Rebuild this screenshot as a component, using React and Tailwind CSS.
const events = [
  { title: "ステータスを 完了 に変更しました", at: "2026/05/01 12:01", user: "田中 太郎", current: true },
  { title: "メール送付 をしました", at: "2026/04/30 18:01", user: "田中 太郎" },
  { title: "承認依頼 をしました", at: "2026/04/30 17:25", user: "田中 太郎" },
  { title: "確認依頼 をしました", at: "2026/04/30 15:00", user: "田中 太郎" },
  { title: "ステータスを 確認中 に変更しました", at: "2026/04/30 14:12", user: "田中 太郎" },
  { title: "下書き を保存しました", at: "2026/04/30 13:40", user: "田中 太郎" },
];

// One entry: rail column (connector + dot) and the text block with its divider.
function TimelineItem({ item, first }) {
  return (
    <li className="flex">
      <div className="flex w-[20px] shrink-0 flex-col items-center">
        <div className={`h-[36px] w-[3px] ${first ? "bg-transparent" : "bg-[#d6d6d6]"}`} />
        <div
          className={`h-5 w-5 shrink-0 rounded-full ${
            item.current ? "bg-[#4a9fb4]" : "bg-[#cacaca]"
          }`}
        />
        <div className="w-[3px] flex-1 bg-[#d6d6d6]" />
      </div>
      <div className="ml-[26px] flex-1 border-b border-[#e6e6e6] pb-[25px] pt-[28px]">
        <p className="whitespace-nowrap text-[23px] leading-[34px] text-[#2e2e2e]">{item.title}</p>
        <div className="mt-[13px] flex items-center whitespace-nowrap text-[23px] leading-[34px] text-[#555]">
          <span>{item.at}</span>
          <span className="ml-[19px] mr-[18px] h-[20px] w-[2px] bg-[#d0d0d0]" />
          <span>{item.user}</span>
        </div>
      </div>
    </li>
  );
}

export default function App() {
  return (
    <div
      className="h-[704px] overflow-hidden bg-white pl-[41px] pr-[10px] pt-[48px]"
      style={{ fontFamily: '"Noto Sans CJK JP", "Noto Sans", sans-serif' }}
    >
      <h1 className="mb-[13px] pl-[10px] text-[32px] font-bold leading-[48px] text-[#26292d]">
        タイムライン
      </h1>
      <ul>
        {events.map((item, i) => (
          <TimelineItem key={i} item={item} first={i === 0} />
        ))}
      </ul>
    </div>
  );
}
···
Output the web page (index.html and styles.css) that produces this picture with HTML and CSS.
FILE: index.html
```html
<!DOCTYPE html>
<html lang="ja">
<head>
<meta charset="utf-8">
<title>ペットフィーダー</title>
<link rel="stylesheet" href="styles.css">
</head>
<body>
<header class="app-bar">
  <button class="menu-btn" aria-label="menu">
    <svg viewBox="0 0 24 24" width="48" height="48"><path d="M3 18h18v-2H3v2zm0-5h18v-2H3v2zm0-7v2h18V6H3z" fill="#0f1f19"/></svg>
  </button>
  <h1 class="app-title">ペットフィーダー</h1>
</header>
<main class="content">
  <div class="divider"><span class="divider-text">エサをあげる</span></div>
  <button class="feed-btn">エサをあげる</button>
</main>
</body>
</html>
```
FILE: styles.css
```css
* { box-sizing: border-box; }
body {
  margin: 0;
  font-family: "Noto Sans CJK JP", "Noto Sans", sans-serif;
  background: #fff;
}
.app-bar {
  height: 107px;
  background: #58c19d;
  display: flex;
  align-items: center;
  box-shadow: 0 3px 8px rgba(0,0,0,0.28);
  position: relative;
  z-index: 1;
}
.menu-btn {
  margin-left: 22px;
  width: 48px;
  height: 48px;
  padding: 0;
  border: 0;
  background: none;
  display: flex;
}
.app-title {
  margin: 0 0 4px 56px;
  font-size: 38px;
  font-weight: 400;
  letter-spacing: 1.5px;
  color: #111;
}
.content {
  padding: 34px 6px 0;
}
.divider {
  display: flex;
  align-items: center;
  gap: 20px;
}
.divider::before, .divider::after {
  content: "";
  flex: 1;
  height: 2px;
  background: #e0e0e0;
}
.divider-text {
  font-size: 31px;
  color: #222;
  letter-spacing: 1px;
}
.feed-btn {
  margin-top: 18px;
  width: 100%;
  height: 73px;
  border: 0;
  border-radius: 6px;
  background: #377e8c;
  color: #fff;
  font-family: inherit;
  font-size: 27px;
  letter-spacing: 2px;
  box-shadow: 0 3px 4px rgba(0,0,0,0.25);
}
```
···
_Task to complete_.
Work out the number of lines above that include the string "index" and write only that number.

_Answer to the problem_.
3